### Exercise goal
Select every line containing the word "index" from the material, and copy those lines.

Pages as source code:
────

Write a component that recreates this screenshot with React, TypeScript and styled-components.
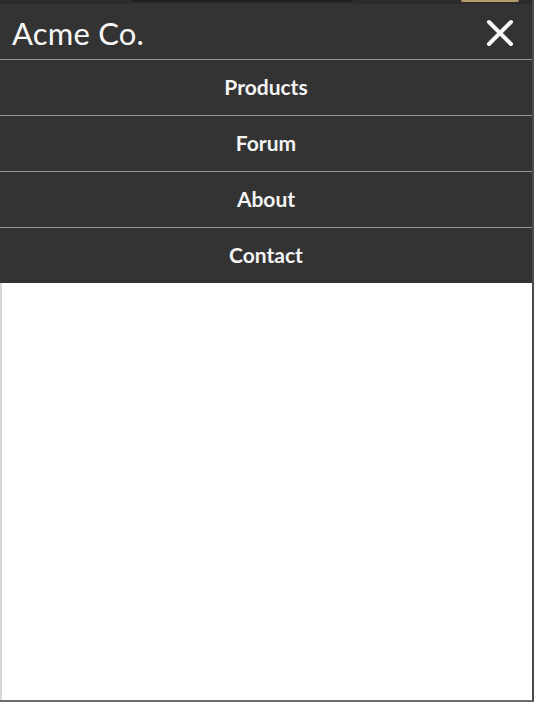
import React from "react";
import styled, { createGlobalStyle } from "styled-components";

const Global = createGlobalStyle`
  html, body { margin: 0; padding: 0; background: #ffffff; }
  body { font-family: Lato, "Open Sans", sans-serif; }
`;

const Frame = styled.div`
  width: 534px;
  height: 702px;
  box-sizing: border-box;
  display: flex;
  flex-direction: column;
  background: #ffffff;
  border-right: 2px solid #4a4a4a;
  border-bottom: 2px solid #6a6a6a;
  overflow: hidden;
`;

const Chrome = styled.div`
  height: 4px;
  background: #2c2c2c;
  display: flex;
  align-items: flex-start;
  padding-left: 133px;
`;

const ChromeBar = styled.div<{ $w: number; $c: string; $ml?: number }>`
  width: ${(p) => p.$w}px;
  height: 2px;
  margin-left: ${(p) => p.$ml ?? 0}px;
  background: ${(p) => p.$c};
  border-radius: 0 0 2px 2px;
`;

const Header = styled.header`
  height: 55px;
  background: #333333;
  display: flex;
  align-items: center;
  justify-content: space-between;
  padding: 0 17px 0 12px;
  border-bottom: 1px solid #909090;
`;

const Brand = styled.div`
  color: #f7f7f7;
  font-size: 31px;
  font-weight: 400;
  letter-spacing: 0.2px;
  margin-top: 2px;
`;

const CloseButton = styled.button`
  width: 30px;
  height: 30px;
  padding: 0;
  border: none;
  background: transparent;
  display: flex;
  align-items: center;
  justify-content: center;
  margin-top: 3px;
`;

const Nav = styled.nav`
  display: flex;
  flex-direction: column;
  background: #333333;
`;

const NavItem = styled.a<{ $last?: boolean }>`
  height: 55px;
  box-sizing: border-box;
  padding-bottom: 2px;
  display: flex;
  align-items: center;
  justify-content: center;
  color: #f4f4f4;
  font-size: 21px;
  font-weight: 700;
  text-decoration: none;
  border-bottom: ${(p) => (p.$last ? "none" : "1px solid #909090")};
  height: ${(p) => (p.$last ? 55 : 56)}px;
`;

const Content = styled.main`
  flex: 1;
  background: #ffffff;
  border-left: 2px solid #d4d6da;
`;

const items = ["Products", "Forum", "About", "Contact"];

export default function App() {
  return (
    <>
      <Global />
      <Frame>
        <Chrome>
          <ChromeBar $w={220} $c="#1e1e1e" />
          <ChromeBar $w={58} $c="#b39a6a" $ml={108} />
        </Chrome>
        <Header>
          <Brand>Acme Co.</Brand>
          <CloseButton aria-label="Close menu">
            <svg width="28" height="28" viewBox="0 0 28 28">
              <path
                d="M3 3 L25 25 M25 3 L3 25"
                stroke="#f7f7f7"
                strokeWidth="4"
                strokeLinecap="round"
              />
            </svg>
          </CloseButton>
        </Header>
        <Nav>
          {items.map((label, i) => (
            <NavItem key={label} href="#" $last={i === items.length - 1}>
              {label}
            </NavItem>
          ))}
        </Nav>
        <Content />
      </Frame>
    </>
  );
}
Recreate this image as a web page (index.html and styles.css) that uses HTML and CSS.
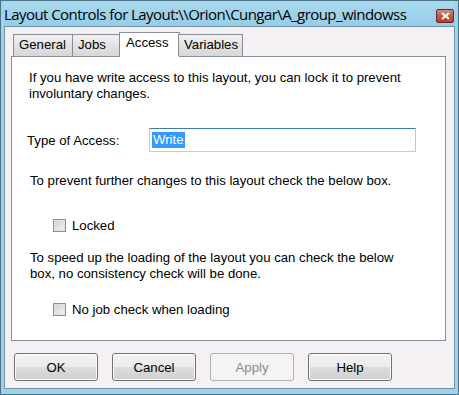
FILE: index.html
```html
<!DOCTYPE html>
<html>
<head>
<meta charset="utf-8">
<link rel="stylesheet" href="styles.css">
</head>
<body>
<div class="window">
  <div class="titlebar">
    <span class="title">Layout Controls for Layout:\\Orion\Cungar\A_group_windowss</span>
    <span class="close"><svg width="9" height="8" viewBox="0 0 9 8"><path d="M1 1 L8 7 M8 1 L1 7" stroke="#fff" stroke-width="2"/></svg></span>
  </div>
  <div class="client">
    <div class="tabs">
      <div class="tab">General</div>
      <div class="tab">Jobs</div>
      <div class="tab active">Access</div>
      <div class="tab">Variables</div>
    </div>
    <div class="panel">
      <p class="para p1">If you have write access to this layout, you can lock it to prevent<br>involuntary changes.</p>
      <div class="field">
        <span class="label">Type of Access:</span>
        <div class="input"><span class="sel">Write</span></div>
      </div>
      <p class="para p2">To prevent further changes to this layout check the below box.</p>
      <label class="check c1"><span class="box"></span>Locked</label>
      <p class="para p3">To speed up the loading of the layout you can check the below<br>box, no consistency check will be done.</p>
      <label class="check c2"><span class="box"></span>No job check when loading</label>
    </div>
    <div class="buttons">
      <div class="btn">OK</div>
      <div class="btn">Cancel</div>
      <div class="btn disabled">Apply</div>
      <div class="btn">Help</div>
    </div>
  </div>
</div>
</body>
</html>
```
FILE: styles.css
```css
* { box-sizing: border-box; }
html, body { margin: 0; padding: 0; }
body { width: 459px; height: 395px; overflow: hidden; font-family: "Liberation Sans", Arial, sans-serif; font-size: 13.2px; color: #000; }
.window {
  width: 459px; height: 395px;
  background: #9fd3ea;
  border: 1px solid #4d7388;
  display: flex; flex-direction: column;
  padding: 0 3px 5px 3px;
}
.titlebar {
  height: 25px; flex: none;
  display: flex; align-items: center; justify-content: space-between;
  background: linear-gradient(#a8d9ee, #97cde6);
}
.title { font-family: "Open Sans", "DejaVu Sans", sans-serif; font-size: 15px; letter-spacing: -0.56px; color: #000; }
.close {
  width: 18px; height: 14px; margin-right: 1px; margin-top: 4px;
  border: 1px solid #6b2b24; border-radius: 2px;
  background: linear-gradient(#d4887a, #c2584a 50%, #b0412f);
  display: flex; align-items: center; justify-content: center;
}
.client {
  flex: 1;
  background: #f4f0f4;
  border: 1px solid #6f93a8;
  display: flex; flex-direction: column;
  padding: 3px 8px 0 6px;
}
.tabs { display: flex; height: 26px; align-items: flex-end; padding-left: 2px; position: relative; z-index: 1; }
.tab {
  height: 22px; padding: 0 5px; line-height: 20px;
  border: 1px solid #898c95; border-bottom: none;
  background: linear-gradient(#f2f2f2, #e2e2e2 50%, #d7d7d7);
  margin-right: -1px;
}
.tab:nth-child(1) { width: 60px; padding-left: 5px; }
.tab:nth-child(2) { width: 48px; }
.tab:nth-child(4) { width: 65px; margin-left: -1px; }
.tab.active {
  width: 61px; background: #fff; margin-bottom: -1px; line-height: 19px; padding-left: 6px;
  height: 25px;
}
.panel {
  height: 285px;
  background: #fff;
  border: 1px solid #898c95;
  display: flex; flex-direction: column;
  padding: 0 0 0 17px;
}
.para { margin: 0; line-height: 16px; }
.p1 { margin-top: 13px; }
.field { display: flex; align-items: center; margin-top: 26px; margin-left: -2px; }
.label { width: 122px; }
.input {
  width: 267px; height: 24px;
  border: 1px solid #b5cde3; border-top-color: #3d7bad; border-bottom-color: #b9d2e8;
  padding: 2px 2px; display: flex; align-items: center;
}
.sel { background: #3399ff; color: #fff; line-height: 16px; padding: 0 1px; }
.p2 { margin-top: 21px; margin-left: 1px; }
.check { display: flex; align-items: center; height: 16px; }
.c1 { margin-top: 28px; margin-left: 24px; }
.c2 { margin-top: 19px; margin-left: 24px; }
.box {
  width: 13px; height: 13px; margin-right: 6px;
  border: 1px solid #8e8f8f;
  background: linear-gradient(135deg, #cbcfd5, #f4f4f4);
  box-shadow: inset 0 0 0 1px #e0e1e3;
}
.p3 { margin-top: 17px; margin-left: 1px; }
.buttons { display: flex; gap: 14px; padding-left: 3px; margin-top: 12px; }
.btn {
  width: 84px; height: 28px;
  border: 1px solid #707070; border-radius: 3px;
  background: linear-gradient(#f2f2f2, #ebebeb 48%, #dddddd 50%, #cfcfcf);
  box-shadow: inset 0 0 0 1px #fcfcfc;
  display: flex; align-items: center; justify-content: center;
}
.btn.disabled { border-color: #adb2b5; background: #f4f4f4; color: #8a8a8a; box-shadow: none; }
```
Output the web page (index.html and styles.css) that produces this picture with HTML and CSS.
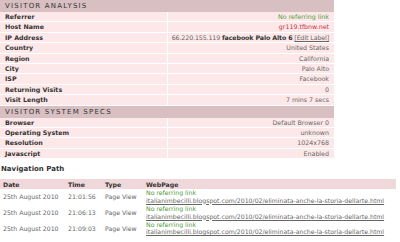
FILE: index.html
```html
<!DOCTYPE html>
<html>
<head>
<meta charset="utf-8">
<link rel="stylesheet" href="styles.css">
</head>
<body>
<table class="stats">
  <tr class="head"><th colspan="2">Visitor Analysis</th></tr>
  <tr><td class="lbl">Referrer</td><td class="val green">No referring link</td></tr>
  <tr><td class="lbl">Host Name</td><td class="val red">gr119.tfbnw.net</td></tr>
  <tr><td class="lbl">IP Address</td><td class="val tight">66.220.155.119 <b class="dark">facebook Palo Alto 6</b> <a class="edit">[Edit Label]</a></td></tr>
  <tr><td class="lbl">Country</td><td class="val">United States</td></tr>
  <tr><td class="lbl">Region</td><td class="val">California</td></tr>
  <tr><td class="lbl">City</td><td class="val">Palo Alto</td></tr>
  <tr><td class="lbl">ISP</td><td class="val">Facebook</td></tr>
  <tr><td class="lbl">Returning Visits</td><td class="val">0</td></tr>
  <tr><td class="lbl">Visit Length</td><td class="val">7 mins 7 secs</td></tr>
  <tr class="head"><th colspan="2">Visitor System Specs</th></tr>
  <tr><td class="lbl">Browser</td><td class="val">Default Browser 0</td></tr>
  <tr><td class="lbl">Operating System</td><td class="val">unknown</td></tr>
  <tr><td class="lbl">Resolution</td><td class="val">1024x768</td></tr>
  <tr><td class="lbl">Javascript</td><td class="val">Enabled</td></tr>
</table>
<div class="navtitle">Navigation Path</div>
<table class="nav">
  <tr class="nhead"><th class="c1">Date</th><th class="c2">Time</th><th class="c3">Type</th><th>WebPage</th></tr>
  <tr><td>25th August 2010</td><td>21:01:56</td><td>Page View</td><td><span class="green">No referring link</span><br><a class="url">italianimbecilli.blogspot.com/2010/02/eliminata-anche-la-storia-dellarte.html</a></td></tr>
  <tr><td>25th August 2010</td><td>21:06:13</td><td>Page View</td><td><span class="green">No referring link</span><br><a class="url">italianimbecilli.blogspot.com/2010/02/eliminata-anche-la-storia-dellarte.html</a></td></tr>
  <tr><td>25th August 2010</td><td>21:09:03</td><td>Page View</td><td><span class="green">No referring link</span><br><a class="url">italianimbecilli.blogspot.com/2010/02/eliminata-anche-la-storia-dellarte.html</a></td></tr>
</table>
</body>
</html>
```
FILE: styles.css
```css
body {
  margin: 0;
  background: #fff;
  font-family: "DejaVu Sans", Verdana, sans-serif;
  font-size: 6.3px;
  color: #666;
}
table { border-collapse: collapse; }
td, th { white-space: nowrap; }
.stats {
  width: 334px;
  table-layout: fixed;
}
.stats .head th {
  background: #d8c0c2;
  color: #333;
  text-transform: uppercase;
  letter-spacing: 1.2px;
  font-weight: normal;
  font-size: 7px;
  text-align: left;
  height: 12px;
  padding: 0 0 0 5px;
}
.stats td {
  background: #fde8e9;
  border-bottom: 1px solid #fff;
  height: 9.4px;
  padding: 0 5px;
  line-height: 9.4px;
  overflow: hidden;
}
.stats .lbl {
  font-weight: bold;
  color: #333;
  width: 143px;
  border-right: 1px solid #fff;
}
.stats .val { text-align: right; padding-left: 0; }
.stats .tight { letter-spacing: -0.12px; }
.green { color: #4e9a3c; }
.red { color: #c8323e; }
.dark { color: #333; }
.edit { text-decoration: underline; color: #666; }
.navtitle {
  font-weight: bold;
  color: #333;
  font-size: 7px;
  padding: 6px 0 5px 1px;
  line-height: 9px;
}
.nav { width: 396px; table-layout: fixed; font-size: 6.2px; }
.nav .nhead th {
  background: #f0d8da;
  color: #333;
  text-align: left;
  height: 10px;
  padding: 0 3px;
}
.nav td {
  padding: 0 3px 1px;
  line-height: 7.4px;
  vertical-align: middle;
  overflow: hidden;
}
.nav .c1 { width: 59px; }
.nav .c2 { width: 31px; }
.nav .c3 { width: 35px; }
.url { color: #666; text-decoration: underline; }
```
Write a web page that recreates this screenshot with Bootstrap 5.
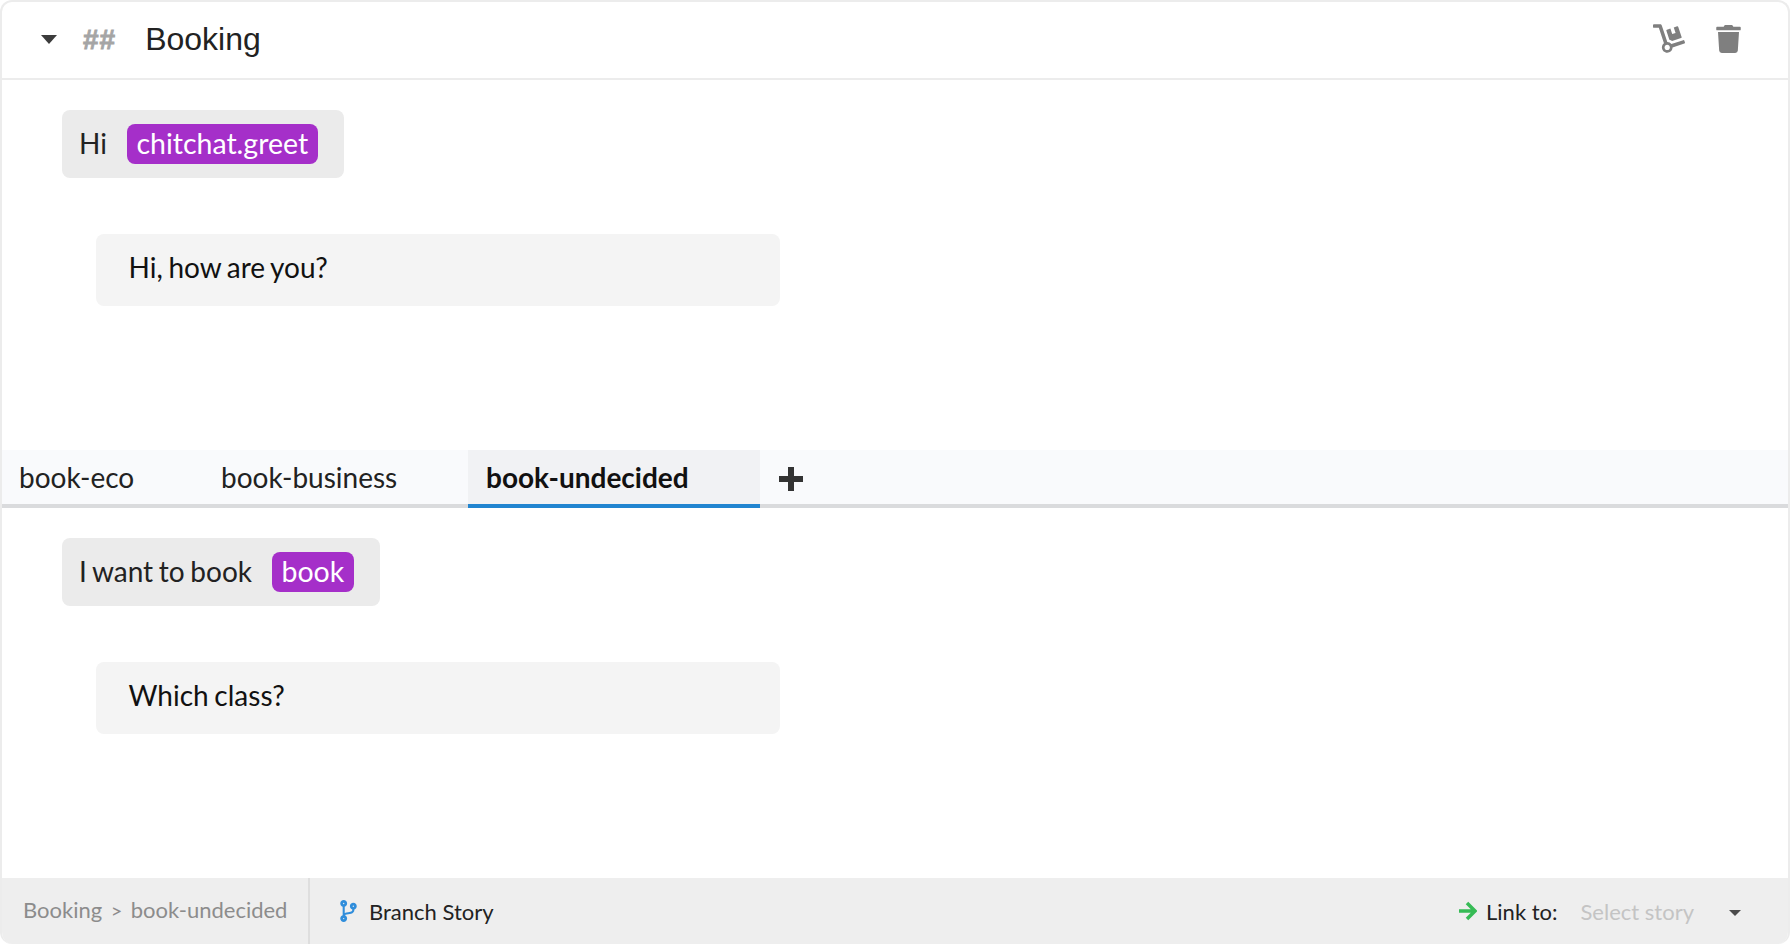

────

### Finished exercise
Recreate this image as a web page (index.html and styles.css) that uses HTML and CSS.
FILE: index.html
.tabs { display: flex; height: 26px; align-items: flex-end; padding-left: 2px; position: relative; z-index: 1; }
Output the web page (index.html and styles.css) that produces this picture with HTML and CSS.
FILE: index.html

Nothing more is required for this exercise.